If he didn’t get off the hill in time, things were going to go badly. He was approaching the end of the old-growth forest line. Below it, the land had been clear cut nearly five decades before. Some trees had started to regrow, but it was nothing like what he was among now. It was open, and in a storm like this, that meant dangerous.
The darkness lifted slightly as he emerged into the open, the lack of trees above him allowing the near-constant flashes of lightning to sho
w him the way. Lex was limping now, the pain growing worse as swelling stiffened his left hind leg. But he didn’t dare give up, pushing onward as best he could.
You’ve got this. You’re almost there.
He simply had to make it to the bottom of the hill, and then he could race up the road on the next one that led to his place. A flat surface, even if it was only gravel, would make all the difference in the world. Pushing himself, he started to cross the open land.
He was only a quarter of the way when disaster struck. The water pouring down the hill from above finally made its way out of the forest as well, and that combined with the torrential downpour that had already been working away at the ground finally won out. Lex slipped and fell as the ground beneath him abruptly split and then slid away.
Landslide.
Not good. This is definitely not good. In fact, this is probably listed under the definition of Not Good. Think fast, Lex, otherwise you’re dead.

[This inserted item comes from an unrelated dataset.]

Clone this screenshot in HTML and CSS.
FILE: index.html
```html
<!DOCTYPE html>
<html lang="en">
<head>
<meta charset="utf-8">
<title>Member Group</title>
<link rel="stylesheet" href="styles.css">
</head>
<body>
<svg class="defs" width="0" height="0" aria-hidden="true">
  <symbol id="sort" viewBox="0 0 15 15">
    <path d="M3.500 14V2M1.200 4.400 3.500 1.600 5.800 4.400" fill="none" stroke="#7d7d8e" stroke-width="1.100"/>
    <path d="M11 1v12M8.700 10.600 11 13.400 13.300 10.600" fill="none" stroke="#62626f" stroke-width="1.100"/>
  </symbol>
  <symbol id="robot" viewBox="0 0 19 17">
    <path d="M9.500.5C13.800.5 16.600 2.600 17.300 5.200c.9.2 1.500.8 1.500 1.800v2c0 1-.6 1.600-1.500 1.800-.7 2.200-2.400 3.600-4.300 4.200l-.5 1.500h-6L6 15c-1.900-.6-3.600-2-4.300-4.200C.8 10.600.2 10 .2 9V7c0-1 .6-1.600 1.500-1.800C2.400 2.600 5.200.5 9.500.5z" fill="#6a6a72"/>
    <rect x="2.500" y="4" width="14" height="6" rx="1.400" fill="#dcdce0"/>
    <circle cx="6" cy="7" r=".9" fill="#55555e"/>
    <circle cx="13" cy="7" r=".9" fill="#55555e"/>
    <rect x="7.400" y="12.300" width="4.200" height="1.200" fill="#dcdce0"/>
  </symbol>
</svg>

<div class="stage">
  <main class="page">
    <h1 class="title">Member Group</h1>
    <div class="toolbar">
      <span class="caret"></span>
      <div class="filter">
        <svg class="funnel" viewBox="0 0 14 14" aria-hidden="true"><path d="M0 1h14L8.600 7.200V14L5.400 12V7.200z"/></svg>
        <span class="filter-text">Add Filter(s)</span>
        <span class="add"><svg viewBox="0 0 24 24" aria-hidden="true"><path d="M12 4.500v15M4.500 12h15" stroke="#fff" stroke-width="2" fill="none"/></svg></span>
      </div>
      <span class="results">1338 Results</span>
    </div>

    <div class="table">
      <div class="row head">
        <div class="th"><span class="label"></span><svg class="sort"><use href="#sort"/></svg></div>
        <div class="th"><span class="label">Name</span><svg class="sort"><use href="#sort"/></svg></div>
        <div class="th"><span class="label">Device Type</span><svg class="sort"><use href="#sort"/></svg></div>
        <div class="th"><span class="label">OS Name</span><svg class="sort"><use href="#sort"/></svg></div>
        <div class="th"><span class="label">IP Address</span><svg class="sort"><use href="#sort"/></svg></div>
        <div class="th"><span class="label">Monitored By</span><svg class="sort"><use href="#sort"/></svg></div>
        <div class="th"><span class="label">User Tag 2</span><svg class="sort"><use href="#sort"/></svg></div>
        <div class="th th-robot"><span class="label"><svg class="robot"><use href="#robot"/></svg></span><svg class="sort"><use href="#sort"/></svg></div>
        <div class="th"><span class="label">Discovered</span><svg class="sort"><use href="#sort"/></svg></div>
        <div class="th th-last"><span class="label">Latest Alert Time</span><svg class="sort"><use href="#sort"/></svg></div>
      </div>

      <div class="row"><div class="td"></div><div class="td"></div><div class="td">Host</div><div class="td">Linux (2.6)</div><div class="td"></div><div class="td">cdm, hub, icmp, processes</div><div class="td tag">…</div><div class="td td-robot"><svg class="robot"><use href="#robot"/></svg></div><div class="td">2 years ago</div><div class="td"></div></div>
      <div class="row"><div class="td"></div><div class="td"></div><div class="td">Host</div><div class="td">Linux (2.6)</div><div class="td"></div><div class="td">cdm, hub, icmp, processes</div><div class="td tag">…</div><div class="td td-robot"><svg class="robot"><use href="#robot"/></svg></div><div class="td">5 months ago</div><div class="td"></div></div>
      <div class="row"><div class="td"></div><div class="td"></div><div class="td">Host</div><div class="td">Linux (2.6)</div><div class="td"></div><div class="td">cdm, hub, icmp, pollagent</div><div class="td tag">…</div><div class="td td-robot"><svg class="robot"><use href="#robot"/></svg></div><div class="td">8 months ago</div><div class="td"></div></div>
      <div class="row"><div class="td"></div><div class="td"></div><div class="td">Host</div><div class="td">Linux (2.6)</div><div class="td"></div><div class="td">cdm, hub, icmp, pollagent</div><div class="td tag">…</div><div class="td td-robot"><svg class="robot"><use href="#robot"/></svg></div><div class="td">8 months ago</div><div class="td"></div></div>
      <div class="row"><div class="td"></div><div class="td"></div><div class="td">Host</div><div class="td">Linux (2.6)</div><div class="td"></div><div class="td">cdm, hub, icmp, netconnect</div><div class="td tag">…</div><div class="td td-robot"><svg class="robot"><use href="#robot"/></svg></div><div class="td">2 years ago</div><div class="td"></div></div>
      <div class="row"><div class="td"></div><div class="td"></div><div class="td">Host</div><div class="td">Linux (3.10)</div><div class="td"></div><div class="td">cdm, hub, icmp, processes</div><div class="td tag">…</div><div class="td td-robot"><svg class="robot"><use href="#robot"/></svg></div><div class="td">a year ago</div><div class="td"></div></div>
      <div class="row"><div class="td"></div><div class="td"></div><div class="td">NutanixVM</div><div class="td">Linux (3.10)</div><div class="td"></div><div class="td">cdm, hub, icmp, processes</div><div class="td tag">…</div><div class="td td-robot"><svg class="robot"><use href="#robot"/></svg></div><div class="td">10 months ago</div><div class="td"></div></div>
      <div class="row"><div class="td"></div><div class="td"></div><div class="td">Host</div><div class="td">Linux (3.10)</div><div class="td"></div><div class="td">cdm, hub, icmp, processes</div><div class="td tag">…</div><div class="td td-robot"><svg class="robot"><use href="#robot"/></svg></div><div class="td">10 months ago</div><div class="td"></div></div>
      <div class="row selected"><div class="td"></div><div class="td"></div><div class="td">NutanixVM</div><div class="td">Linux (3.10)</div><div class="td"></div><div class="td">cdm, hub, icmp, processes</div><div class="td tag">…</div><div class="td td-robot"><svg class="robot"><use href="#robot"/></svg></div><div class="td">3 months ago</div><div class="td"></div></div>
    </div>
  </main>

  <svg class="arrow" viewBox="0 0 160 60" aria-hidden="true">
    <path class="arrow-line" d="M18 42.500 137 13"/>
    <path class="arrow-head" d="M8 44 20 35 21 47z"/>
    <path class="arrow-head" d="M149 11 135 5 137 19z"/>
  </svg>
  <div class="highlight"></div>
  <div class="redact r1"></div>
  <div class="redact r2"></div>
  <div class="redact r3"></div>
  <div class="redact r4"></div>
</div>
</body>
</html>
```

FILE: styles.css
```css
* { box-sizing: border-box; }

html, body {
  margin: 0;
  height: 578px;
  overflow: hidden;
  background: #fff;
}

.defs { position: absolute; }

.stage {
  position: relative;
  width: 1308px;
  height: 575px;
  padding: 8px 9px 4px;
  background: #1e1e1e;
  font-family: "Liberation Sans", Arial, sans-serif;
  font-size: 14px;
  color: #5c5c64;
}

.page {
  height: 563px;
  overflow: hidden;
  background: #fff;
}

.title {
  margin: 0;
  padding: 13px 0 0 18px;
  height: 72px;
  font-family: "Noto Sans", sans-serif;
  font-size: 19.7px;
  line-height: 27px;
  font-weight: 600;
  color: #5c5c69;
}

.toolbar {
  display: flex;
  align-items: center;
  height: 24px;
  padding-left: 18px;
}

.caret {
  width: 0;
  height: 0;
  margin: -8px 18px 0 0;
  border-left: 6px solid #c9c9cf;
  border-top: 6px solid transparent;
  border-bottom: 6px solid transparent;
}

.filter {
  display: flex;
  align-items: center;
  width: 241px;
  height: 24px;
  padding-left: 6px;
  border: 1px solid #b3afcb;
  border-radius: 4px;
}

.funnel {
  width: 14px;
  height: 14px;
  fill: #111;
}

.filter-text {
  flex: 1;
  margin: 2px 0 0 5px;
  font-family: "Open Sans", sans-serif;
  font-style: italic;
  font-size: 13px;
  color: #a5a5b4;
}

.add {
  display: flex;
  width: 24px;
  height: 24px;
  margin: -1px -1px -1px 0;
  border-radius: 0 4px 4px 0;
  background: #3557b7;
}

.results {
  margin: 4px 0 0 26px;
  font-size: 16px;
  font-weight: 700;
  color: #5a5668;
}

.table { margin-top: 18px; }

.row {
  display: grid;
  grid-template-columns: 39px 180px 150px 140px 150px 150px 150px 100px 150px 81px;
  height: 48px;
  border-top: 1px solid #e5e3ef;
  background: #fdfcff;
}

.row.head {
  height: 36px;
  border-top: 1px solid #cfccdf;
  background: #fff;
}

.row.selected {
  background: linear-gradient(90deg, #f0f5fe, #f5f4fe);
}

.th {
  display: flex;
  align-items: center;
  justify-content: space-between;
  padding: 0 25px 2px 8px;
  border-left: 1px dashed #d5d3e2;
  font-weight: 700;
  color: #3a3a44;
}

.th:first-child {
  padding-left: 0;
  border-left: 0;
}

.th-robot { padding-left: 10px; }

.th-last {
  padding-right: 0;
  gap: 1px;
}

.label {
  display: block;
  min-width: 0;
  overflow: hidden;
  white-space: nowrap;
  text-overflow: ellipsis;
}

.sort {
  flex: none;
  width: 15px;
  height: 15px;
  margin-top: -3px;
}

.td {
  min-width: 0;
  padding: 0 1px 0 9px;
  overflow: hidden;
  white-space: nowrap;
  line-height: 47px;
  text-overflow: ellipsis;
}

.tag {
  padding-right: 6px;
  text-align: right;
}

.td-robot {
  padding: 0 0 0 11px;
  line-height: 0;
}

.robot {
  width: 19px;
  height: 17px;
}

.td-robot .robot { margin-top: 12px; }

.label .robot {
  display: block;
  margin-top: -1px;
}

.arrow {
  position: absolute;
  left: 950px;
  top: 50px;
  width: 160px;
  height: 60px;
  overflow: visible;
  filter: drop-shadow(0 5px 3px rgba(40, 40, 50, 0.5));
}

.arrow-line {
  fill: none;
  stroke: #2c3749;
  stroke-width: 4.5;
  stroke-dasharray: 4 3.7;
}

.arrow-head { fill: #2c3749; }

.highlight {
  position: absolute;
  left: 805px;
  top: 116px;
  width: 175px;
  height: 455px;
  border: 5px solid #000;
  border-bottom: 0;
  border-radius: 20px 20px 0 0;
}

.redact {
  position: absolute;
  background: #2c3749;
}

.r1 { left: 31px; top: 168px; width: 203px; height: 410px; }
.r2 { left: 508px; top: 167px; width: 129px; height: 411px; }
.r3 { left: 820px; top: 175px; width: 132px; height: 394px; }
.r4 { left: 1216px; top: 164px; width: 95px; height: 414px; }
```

He looked around for inspiration when it came to him. With a bone-jarring crash that hurt even from a hundred feet away, another massive fir toppled to the ground. It was so tall it stuck out into the cleared land with ease, like a finger pointing out from an enclosed fist. Lex was up on his feet and heading toward it before he’d had time for a second thought.
The earth beneath him continued to crumble and slide away in a muddy slurry, picking up speed as more and more of it was dislodged. The footing was treacherous, and his ride began to move with the ground. The power of the mudslide was awe-inspiring as it picked up the tree trunk that had to weigh several tons and simply started to move it downhill.
Lex snarled and put on a burst of speed, ignoring the explosive shot of agony in his hind legs. They were severely injured, he knew that, but if he could just get to the tree, he could rest them, and let the healing begin. First he needed to push them beyond what he should. Otherwise the tree would slide on by, leaving him at the tender mercy of the earth.